Michael James Todd
- Birth name: Michael James Todd
- Place of birth: Tranmere, England
- Height: 187 cm (6 ft 2 in)
- Weight: 94 kg (207 lb)
- Occupation(s): Rugby union referee. Part time events planner.

Rugby union career

Refereeing career
- Years: Competition / Apps
- 2018-: Scottish Premiership
- 2019-: Super 6

= Michael Todd (rugby union) =

Scottish rugby union referee

Michael Todd is a professional rugby union referee who represents the Scottish Rugby Union.

==Rugby union career==

===Referee career===

====Professional career====

He has refereed in the Scottish Premiership. He has also refereed in Scottish Varsity matches.

Todd refereed in his first Super 6 match on the 22 November 2019 when he took charge of Boroughmuir Bears v Heriot's Rugby.

He is a member of the Borders Referee Society.
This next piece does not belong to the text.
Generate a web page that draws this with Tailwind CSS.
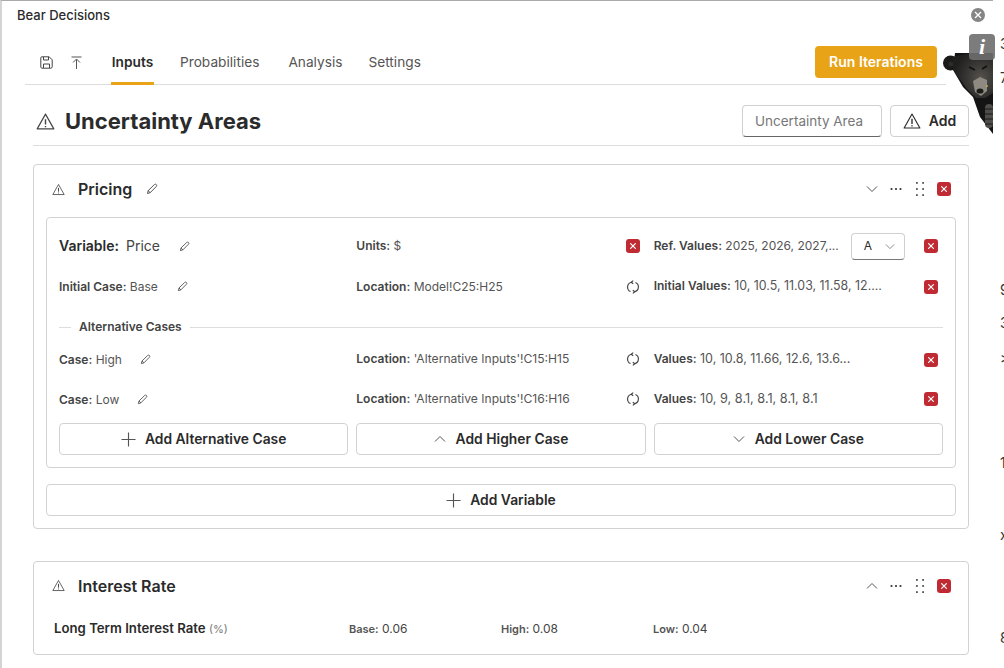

He is on the Scottish Rugby Union's Premier Panel of referees.

====International career====

Todd has been Assistant Referee for the Belgium v Georgia match in March 2019.

==Outside of rugby==

Todd is an army reservist and is a trainee accountant.

He also has recently become a best man for an upcoming wedding. His chief role is to provide a speech and organise the stag do.